Simple Caribbean Stew Base

cachucha2

We just experienced an early cold snap with two nights of freezing temps in a row. Many local gardeners spent hours constructing tents around their gardens with electric lights or sprinklers to keep their tender plants from freezing. Me? I just let it all freeze. I was ready to let the peppers and basil go, along with most of the other tropical food plants. I harvested all of the ripe peppers before the freeze, quite a good haul of peppers. I only grew a few kinds of peppers this year, mostly aji cachucha, a small Dominican mild pepper with thin walls and really nice flavor. They’re not as sweet as the thick-walled big red or yellow peppers, but a little sweeter than a cubanelle. More importantly, the plants survived an brutal onslaught of stem borers this year to produce quite heavily.

aji cachucha

Aren’t they pretty? I’m harvesting my subtropical crops like pigeon peas and cassava right now and we’ll be eating a lot of Caribbean foods this winter, so I wanted to make sofrito with these peppers. Unfortunately the peppers started going soft before I could gather all the ingredients for sofrito. I decided to make a quick recaito and freeze it, but then when I finally could go shopping everyone was out of recao/culantro, and you can’t make recaito without recao.
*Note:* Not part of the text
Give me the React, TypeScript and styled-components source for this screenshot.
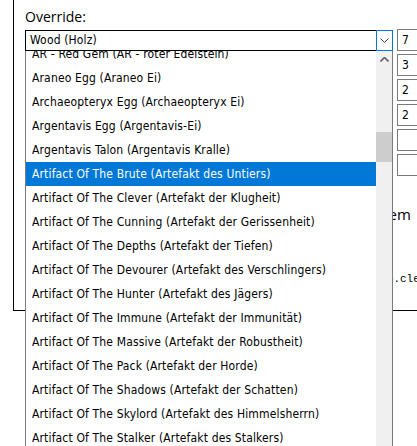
import React from 'react';
import styled, { createGlobalStyle } from 'styled-components';

// Grundstile der Seite: kein Rand, weißer Hintergrund
const GlobalStyle = createGlobalStyle`
  html, body {
    margin: 0;
    padding: 0;
    background: #fff;
  }
  body {
    width: 417px;
    height: 446px;
    overflow: hidden;
  }
`;

const uiFont = `"DejaVu Sans Condensed", "DejaVu Sans", sans-serif`;

const Page = styled.div`
  width: 417px;
  height: 446px;
  overflow: hidden;
  box-sizing: border-box;
  padding-left: 13px;
  background: #fff;
`;

// Gruppe mit schwarzer Linie links und unten
const Panel = styled.section`
  width: 520px;
  height: 311px;
  box-sizing: border-box;
  border-left: 1px solid #000;
  border-bottom: 1px solid #000;
  padding: 7px 0 0 11px;
`;

const Caption = styled.div`
  font-family: "Open Sans", "Noto Sans", sans-serif;
  font-size: 14px;
  line-height: 20px;
  color: #000;
  margin-bottom: 3px;
`;

const EditorRow = styled.div`
  display: flex;
  align-items: flex-start;
  gap: 4px;
`;

const ComboWrap = styled.div`
  position: relative;
  flex: none;
  width: 368px;
`;

const ComboBox = styled.div`
  display: flex;
  height: 21px;
`;

const ComboText = styled.div`
  flex: 1;
  box-sizing: border-box;
  border: 1px solid #000;
  border-right: none;
  padding-left: 4px;
  font-family: ${uiFont};
  font-size: 12px;
  letter-spacing: 0.15px;
  line-height: 19px;
  color: #000;
`;

const ComboButton = styled.div`
  width: 17px;
  box-sizing: border-box;
  border: 1px solid #0078d7;
  background: #fff;
  display: flex;
  align-items: center;
  justify-content: center;
`;

// Aufgeklappte Liste liegt über dem Rest des Panels
const Dropdown = styled.div`
  position: absolute;
  top: 21px;
  left: 0;
  width: 368px;
  height: 400px;
  box-sizing: border-box;
  border-left: 1px solid #7a7a7a;
  border-right: 1px solid #7a7a7a;
  background: #fff;
  display: flex;
  z-index: 2;
`;

const ListViewport = styled.div`
  flex: 1;
  overflow: hidden;
`;

const ListInner = styled.div`
  margin-top: -9px;
`;

const Option = styled.div<{ $selected?: boolean }>`
  height: 24px;
  display: flex;
  align-items: center;
  padding-left: 6px;
  white-space: nowrap;
  font-family: ${uiFont};
  font-size: 12px;
  letter-spacing: 0.15px;
  color: ${(p) => (p.$selected ? '#fff' : '#000')};
  background: ${(p) => (p.$selected ? '#0078d7' : 'transparent')};
`;

const Scrollbar = styled.div`
  width: 16px;
  flex: none;
  background: #f0f0f0;
  display: flex;
  flex-direction: column;
`;

const ScrollArrow = styled.div`
  height: 17px;
  display: flex;
  align-items: center;
  justify-content: center;
`;

const ScrollThumb = styled.div<{ $offset: number }>`
  margin-top: ${(p) => p.$offset}px;
  height: 30px;
  background: #cdcdcd;
`;

const FieldColumn = styled.div`
  display: flex;
  flex-direction: column;
  gap: 3px;
  margin-top: -1px;
`;

const Field = styled.div`
  width: 60px;
  height: 22px;
  box-sizing: border-box;
  border: 1px solid #7a7a7a;
  padding-left: 4px;
  font-family: ${uiFont};
  font-size: 12px;
  line-height: 20px;
  color: #000;
`;

// Bereich unter der Auswahl (wird von der Liste großteils verdeckt)
const Details = styled.div`
  display: flex;
  flex-direction: column;
  align-items: flex-start;
  margin-top: 27px;
`;

const DetailTitle = styled.div`
  margin-left: 354px;
  font-family: "Open Sans", "Noto Sans", sans-serif;
  font-size: 15px;
  line-height: 22px;
  color: #000;
`;

const DetailCode = styled.div`
  margin: 47px 0 0 342px;
  font-family: "Liberation Mono", monospace;
  font-size: 11px;
  line-height: 14px;
  color: #000;
  white-space: nowrap;
`;

const items = [
  'AR - Red Gem (AR - roter Edelstein)',
  'Araneo Egg (Araneo Ei)',
  'Archaeopteryx Egg (Archaeopteryx Ei)',
  'Argentavis Egg (Argentavis-Ei)',
  'Argentavis Talon (Argentavis Kralle)',
  'Artifact Of The Brute (Artefakt des Untiers)',
  'Artifact Of The Clever (Artefakt der Klugheit)',
  'Artifact Of The Cunning (Artefakt der Gerissenheit)',
  'Artifact Of The Depths (Artefakt der Tiefen)',
  'Artifact Of The Devourer (Artefakt des Verschlingers)',
  'Artifact Of The Hunter (Artefakt des Jägers)',
  'Artifact Of The Immune (Artefakt der Immunität)',
  'Artifact Of The Massive (Artefakt der Robustheit)',
  'Artifact Of The Pack (Artefakt der Horde)',
  'Artifact Of The Shadows (Artefakt der Schatten)',
  'Artifact Of The Skylord (Artefakt des Himmelsherrn)',
  'Artifact Of The Stalker (Artefakt des Stalkers)',
  'Artifact Of The Strong (Artefakt der Stärke)',
];

const selectedIndex = 5;
const fieldValues = ['7', '3', '2', '2', '', ''];

const Chevron: React.FC<{ up?: boolean }> = ({ up }) => (
  <svg width="9" height="5" viewBox="0 0 9 5" fill="none">
    <path
      d={up ? 'M0.5 4.5 L4.5 0.5 L8.5 4.5' : 'M0.5 0.5 L4.5 4.5 L8.5 0.5'}
      stroke={up ? '#606060' : '#404040'}
      strokeWidth={up ? 1.6 : 1}
    />
  </svg>
);

const App: React.FC = () => {
  const thumbOffset = Math.round(selectedIndex * 12.8);

  return (
    <Page>
      <GlobalStyle />
      <Panel>
        <Caption>Override:</Caption>
        <EditorRow>
          <ComboWrap>
            <ComboBox>
              <ComboText>Wood (Holz)</ComboText>
              <ComboButton>
                <Chevron />
              </ComboButton>
            </ComboBox>
            <Dropdown>
              <ListViewport>
                <ListInner>
                  {items.map((item, i) => (
                    <Option key={item} $selected={i === selectedIndex}>
                      {item}
                    </Option>
                  ))}
                </ListInner>
              </ListViewport>
              <Scrollbar>
                <ScrollArrow>
                  <Chevron up />
                </ScrollArrow>
                <ScrollThumb $offset={thumbOffset} />
              </Scrollbar>
            </Dropdown>
          </ComboWrap>
          <FieldColumn>
            {fieldValues.map((v, i) => (
              <Field key={i}>{v}</Field>
            ))}
          </FieldColumn>
        </EditorRow>
        <Details>
          <DetailTitle>Item</DetailTitle>
          <DetailCode>Item.cleanup</DetailCode>
        </Details>
      </Panel>
    </Page>
  );
};

export default App;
Any self-respecting Puerto Rican would probably stomp on my toe for sharing a recipe for recaito with no recao. So this is not recaito (despite the label) but I think calling it “Caribbean soup base” is pretty safe.

recaito

Caribbean Soup Base

1 lb aji cachucha (or any combination of thin walled non-spicy peppers)

4 large cloves of garlic

1 bunch cilantro

Cut each pepper in half and carefully remove the seeds and stem. The seeds quickly become bitter when you cook them. Roughly chop the cilantro and garlic. Combine everything in a food processor and process only until the mixture comes together. Do not puree! Leave it chunky. Separate into small containers or 4 oz jars and freeze.

This base can be used to make ajilimojili sauce (just add some olive oil, lime juice, a Scotch Bonnet for some heat, and salt & pepper) or to cook anything from chicken & rice casserole to an omelet. Please note- the traditional preparation of this would include onions. My husband can’t eat onions, so I just leave them out.